— GIVEN TASK —
The entries are to be returned exactly, with images left out.

— DATA TO PROCESS —
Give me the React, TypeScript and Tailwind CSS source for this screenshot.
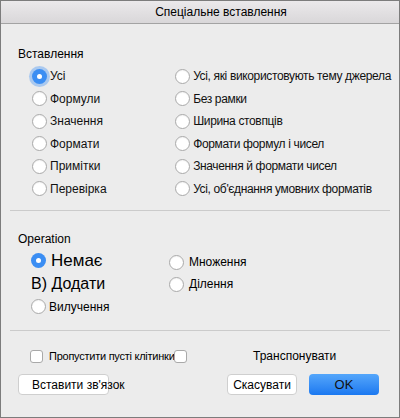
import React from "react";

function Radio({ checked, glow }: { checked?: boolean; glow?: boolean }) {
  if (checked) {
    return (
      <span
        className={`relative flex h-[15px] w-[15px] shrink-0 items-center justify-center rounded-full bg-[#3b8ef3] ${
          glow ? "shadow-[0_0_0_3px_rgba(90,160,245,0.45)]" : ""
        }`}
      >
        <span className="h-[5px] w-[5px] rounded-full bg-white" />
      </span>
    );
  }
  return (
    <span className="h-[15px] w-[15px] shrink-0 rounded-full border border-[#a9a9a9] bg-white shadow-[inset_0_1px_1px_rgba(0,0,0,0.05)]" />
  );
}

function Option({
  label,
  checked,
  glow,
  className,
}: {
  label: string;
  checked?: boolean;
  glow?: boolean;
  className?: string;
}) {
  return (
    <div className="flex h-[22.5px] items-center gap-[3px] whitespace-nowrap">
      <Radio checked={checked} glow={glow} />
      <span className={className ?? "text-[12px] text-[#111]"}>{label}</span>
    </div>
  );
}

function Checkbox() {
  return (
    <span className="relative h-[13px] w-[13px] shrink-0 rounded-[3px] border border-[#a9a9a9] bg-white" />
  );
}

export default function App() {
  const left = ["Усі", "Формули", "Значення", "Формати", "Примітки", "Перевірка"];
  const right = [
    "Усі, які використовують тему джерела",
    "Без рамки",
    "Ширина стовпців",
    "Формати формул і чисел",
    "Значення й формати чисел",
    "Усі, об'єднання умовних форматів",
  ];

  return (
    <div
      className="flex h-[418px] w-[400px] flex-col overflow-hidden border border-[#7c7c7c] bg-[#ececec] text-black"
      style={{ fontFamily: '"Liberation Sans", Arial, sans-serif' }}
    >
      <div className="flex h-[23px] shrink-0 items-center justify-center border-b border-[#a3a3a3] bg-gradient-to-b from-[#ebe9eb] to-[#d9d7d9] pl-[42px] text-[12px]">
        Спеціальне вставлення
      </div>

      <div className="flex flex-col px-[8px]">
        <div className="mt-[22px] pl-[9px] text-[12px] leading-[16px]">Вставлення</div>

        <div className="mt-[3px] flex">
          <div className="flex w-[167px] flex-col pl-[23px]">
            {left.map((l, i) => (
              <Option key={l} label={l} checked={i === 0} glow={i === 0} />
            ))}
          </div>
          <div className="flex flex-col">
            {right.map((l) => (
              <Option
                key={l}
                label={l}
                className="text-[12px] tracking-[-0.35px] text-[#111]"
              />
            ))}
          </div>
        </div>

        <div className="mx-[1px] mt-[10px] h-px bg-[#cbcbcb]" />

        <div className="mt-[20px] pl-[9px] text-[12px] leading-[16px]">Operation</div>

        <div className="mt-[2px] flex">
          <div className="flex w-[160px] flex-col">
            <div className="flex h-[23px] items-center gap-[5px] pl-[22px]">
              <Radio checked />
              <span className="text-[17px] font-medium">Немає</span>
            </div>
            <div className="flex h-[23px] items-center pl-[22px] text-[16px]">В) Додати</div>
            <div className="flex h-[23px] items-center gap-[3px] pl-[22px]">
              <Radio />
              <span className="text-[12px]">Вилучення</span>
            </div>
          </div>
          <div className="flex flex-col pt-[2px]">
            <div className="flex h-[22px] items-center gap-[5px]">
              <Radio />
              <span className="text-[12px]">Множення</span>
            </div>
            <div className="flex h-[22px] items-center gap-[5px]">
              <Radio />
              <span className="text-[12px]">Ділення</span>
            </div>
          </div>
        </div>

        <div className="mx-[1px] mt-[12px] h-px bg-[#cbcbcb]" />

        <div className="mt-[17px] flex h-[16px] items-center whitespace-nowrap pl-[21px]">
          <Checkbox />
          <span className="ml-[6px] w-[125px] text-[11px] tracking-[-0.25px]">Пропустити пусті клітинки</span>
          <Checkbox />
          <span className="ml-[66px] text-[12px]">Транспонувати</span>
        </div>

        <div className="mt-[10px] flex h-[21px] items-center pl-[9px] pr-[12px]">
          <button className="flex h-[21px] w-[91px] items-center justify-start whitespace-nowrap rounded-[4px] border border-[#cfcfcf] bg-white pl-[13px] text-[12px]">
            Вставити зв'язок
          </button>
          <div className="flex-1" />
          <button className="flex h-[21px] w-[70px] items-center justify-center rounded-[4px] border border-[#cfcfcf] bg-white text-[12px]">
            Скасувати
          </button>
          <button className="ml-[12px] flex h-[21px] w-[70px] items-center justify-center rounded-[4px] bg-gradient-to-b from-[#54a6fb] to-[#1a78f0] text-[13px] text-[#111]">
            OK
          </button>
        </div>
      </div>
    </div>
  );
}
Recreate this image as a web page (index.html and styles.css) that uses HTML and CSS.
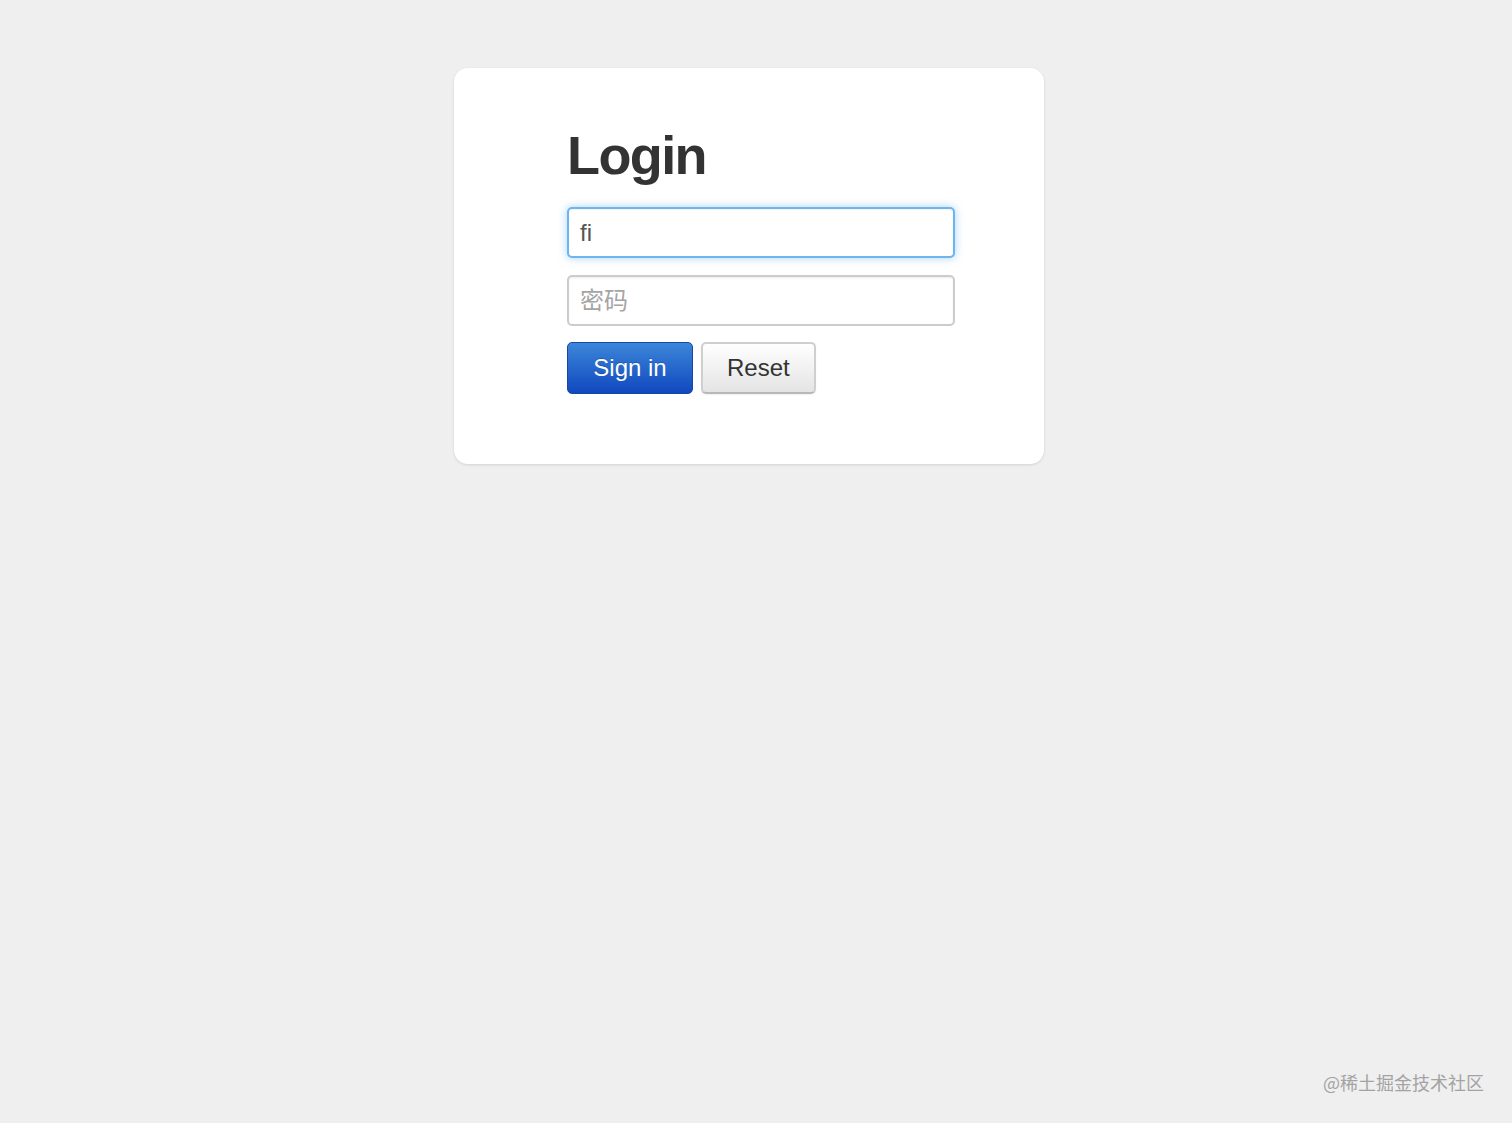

— PROBLEM SOLUTION —
Give me the React, TypeScript and Tailwind CSS source for this screenshot.
import React from "react";

function Radio({ checked, glow }: { checked?: boolean; glow?: boolean }) {
  if (checked) {
    return (
      <span
        className={`relative flex h-[15px] w-[15px] shrink-0 items-center justify-center rounded-full bg-[#3b8ef3] ${
          glow ? "shadow-[0_0_0_3px_rgba(90,160,245,0.45)]" : ""
        }`}
      >
        <span className="h-[5px] w-[5px] rounded-full bg-white" />
      </span>
    );
  }
  return (
    <span className="h-[15px] w-[15px] shrink-0 rounded-full border border-[#a9a9a9] bg-white shadow-[inset_0_1px_1px_rgba(0,0,0,0.05)]" />
  );
}

function Option({
  label,
  checked,
  glow,
  className,
}: {
  label: string;
  checked?: boolean;
  glow?: boolean;
  className?: string;
}) {
  return (
    <div className="flex h-[22.5px] items-center gap-[3px] whitespace-nowrap">
      <Radio checked={checked} glow={glow} />
      <span className={className ?? "text-[12px] text-[#111]"}>{label}</span>
    </div>
  );
}

function Checkbox() {
  return (
    <span className="relative h-[13px] w-[13px] shrink-0 rounded-[3px] border border-[#a9a9a9] bg-white" />
  );
}

export default function App() {
  const left = ["Усі", "Формули", "Значення", "Формати", "Примітки", "Перевірка"];
  const right = [
    "Усі, які використовують тему джерела",
    "Без рамки",
    "Ширина стовпців",
    "Формати формул і чисел",
    "Значення й формати чисел",
    "Усі, об'єднання умовних форматів",
  ];

  return (
    <div
      className="flex h-[418px] w-[400px] flex-col overflow-hidden border border-[#7c7c7c] bg-[#ececec] text-black"
      style={{ fontFamily: '"Liberation Sans", Arial, sans-serif' }}
    >
      <div className="flex h-[23px] shrink-0 items-center justify-center border-b border-[#a3a3a3] bg-gradient-to-b from-[#ebe9eb] to-[#d9d7d9] pl-[42px] text-[12px]">
        Спеціальне вставлення
      </div>

      <div className="flex flex-col px-[8px]">
        <div className="mt-[22px] pl-[9px] text-[12px] leading-[16px]">Вставлення</div>

        <div className="mt-[3px] flex">
          <div className="flex w-[167px] flex-col pl-[23px]">
            {left.map((l, i) => (
              <Option key={l} label={l} checked={i === 0} glow={i === 0} />
            ))}
          </div>
          <div className="flex flex-col">
            {right.map((l) => (
              <Option
                key={l}
                label={l}
                className="text-[12px] tracking-[-0.35px] text-[#111]"
              />
            ))}
          </div>
        </div>

        <div className="mx-[1px] mt-[10px] h-px bg-[#cbcbcb]" />

        <div className="mt-[20px] pl-[9px] text-[12px] leading-[16px]">Operation</div>

        <div className="mt-[2px] flex">
          <div className="flex w-[160px] flex-col">
            <div className="flex h-[23px] items-center gap-[5px] pl-[22px]">
              <Radio checked />
              <span className="text-[17px] font-medium">Немає</span>
            </div>
            <div className="flex h-[23px] items-center pl-[22px] text-[16px]">В) Додати</div>
            <div className="flex h-[23px] items-center gap-[3px] pl-[22px]">
              <Radio />
              <span className="text-[12px]">Вилучення</span>
            </div>
          </div>
          <div className="flex flex-col pt-[2px]">
            <div className="flex h-[22px] items-center gap-[5px]">
              <Radio />
              <span className="text-[12px]">Множення</span>
            </div>
            <div className="flex h-[22px] items-center gap-[5px]">
              <Radio />
              <span className="text-[12px]">Ділення</span>
            </div>
          </div>
        </div>

        <div className="mx-[1px] mt-[12px] h-px bg-[#cbcbcb]" />

        <div className="mt-[17px] flex h-[16px] items-center whitespace-nowrap pl-[21px]">
          <Checkbox />
          <span className="ml-[6px] w-[125px] text-[11px] tracking-[-0.25px]">Пропустити пусті клітинки</span>
          <Checkbox />
          <span className="ml-[66px] text-[12px]">Транспонувати</span>
        </div>

        <div className="mt-[10px] flex h-[21px] items-center pl-[9px] pr-[12px]">
          <button className="flex h-[21px] w-[91px] items-center justify-start whitespace-nowrap rounded-[4px] border border-[#cfcfcf] bg-white pl-[13px] text-[12px]">
            Вставити зв'язок
          </button>
          <div className="flex-1" />
          <button className="flex h-[21px] w-[70px] items-center justify-center rounded-[4px] border border-[#cfcfcf] bg-white text-[12px]">
            Скасувати
          </button>
          <button className="ml-[12px] flex h-[21px] w-[70px] items-center justify-center rounded-[4px] bg-gradient-to-b from-[#54a6fb] to-[#1a78f0] text-[13px] text-[#111]">
            OK
          </button>
        </div>
      </div>
    </div>
  );
}
Recreate this image as a web page (index.html and styles.css) that uses HTML and CSS.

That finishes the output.